Cardinal Parolin: Évidemment, après la célébration des deux Synodes et la publication de l’exhortation apostolique Amoris laetitia, l’Église a pris cette direction. Et je pense que la célébration de la Journée mondiale des familles à Dublin sera une étape importante parce que c’est la première, en fin de compte, après la publication du document. Une étape de réflexion, une étape d’approfondissement et une étape aussi pour poursuivre ce processus d’application des indications d’Amoris letitia. Là aussi, j’emploierais un terme que j’ai déjà utilisé, c‘est-à-dire qui’Amoris laetitia résulte d’un nouveau paradigme que le Pape François porte avec sagesse, avec prudence et aussi avec patience. Il est probable que les difficultés qui ont émergé et qui existent encore dans l’Église soient justement dues, au-delà de certains aspects du contenu, à ce changement de comportement que le Pape nous demande. Un changement de paradigme, vraiment inhérent au texte lui-même, qui nous est demandé: cet esprit nouveau, cette approche nouvelle! Donc, évidemment, chaque changement comporte des difficultés, mais ces difficultés sont prises en compte et sont affrontées avec force, pour trouver des réponses qui soient des moments de croissance ultérieure, d’approfondissement ultérieur. Là aussi je crois qu’Amoris laetitia, au-delà d’être une étreinte que l’Église fait à la famille et à ses problématiques dans le monde d’aujourd’hui, peut vraiment aider à incarner l’Évangile à l’intérieur de la famille – qui est déjà un Évangile: l’Évangile de la famille – et aider les familles pour qu’elles collaborent et contribuent à la croissance de l’Église.

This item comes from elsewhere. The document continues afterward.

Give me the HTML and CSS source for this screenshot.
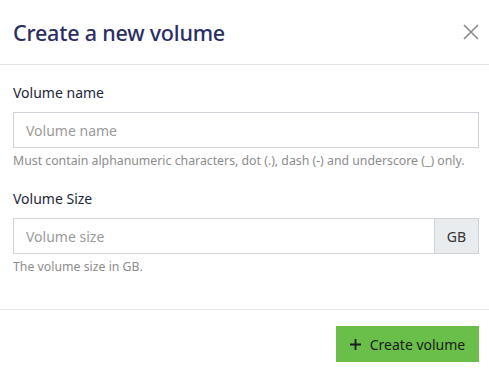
FILE: index.html
```html
<!DOCTYPE html>
<html lang="en">
<head>
    <meta charset="UTF-8">
    <meta name="viewport" content="width=device-width, initial-scale=1.0">
    <title>Create a new volume</title>
    <link rel="stylesheet" href="styles.css">
</head>
<body>
    <div class="modal">
        <div class="modal-header">
            <h1>Create a new volume</h1>
            <button class="close" aria-label="Close">
                <svg width="16" height="16" viewBox="0 0 16 16">
                    <path d="M1 1L15 15M15 1L1 15" stroke="#888" stroke-width="1.6" fill="none"/>
                </svg>
            </button>
        </div>
        <form class="modal-body">
            <div class="form-group">
                <label for="volumeName">Volume name</label>
                <input type="text" id="volumeName" placeholder="Volume name">
                <small>Must contain alphanumeric characters, dot (.), dash (-) and underscore (_) only.</small>
            </div>
            <div class="form-group">
                <label for="volumeSize">Volume Size</label>
                <div class="input-group">
                    <input type="text" id="volumeSize" placeholder="Volume size">
                    <span class="addon">GB</span>
                </div>
                <small>The volume size in GB.</small>
            </div>
        </form>
        <div class="modal-footer">
            <button class="btn-create" type="submit">
                <svg width="11" height="11" viewBox="0 0 11 11">
                    <path d="M5.5 0V11M0 5.5H11" stroke="#1b1b1b" stroke-width="1.8" fill="none"/>
                </svg>
                Create volume
            </button>
        </div>
    </div>
</body>
</html>
```

FILE: styles.css
```css
body {
    margin: 0;
    font-family: 'Noto Sans', 'Open Sans', sans-serif;
    background: #ffffff;
    color: #212529;
}
.modal {
    width: 489px;
}
.modal-header {
    height: 64px;
    padding: 0 10px 0 13px;
    border-bottom: 1px solid #e4e4e4;
    display: flex;
    align-items: center;
    justify-content: space-between;
}
.modal-header h1 {
    margin: 0;
    font-size: 21.5px;
    font-weight: 500;
    color: #2b2e63;
    letter-spacing: -0.2px;
}
.close {
    background: none;
    border: none;
    padding: 0;
    width: 16px;
    height: 16px;
    display: flex;
    cursor: pointer;
}
.modal-body {
    padding: 18px 10px 34px 13px;
}
.form-group {
    margin-bottom: 20px;
}
.form-group:last-child {
    margin-bottom: 0;
}
label {
    display: block;
    font-size: 14px;
    line-height: 20px;
    margin-bottom: 9px;
    color: #23263a;
}
input {
    box-sizing: border-box;
    width: 100%;
    height: 36px;
    padding: 0 12px;
    border: 1px solid #ced4da;
    font-family: inherit;
    font-size: 14px;
    color: #333;
    outline: none;
}
input::placeholder {
    color: #9a9a9a;
}
small {
    display: block;
    margin-top: 5px;
    font-size: 12.3px;
    line-height: 16px;
    color: #8c8c8c;
}
.input-group {
    display: flex;
}
.input-group input {
    flex: 1;
    border-right: none;
}
.addon {
    box-sizing: border-box;
    width: 45px;
    height: 36px;
    display: flex;
    align-items: center;
    justify-content: center;
    background: #e9ecef;
    border: 1px solid #ced4da;
    font-size: 14px;
    color: #333;
}
.modal-footer {
    border-top: 1px solid #e4e4e4;
    padding: 16px 10px 0 0;
    display: flex;
    justify-content: flex-end;
}
.btn-create {
    width: 143px;
    height: 36px;
    background: #6abf4b;
    border: none;
    font-family: inherit;
    font-size: 14px;
    color: #1b1b1b;
    display: flex;
    align-items: center;
    justify-content: center;
    gap: 9px;
    cursor: pointer;
}
```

Alessandro Gisotti: Éminence, le mois de mars marquera le cinquième anniversaire de l’élection du Pape François. Un des points forts du Pontificat, comme nous le savons, est le processus de réforme de la Curie mais pas seulement. Comment, selon vous, pourra-t-on développer ce processus dans le futur proche?
Cardinal Parolin: Il y a déjà eu tant de pas en avant, des pas considérables. L’an dernier déjà, dans son discours à la Curie, le Pape énumérait la majorité des mesures prises après réflexion, surtout par le Conseil des cardinaux du C9. Mais il me semble que dans ces discours – et c’est une raison qui revient constamment dans le Magistère du Pape François, quand on parle de la Curie – il ne s’agit pas tant d’insister sur les réformes structurelles, avec la promulgation de nouvelles lois, de nouvelles normes, de nominations, etc.; mais plutôt de l’esprit profond qui doit animer chaque réforme de la Curie, la dimension fondamentale de la vie chrétienne, c’est-à-dire la conversion. Donc, faire en sorte que la Curie puisse vraiment devenir – toujours davantage et toujours mieux, en ôtant aussi ces ombres qui peuvent faire obstacle à cet engagement et cette mission – une aide au Pape pour annoncer l’Évangile, pour témoigner de l’Évangile, pour évangéliser le monde d’aujourd’hui. J’insisterais encore une fois sur cela, même si c’est un regard à distance qui n’entre pas dans le caractère concret de chaque réforme ou de chaque changement, qui sont déjà là et qui continueront. Des approfondissements qui concernent d’autres organismes de la Curie romaine sont en cours, mais voilà la perspective fondamentale que le Pape nous rappelle continuellement et sur laquelle je voudrais mettre l’accent.
Alessandro Gisotti: En cette année 2018 qui commence, il y aura un voyage apostolique pour le Pape François. D’ici quelques jours, il retourne en Amérique latine. Que signifie cette visite au Chili et au Pérou?
Cardinal Parolin: C’est toujours la rencontre avec les Églises, avec les communautés chrétiennes. Le Pape y va comme pasteur de l’Église universelle pour rencontrer les Églises locales; naturellement, des Églises qui sont particulièrement vives, particulièrement actives comme l’Église au Chili, comme l’Église au Pérou, et qui, d’un autre côté, doivent affronter de nombreux défis dans la réalité du monde d’aujourd’hui. Il y a tant de défis! J’en citerais deux, en particulier, qui tiennent à cœur le Pape. C’est d’abord le défi des populations indigènes. Je fais ici aussi référence au Synode sur l’Amazonie qui a été convoqué par le Pape récemment et qui se tiendra en 2019. C’est-à-dire se demander quel est le rôle de ces populations à l’intérieur de chaque pays, quelle est leur contribution à la société. Ensuite, un thème cher au Pape et sur lequel il est revenu avec des paroles très marquées: celui de la corruption, qui empêche le développement et qui empêche aussi de surmonter la pauvreté et la misère. Je crois que ce ne sera pas un voyage simple, mais ce sera un voyage passionnant.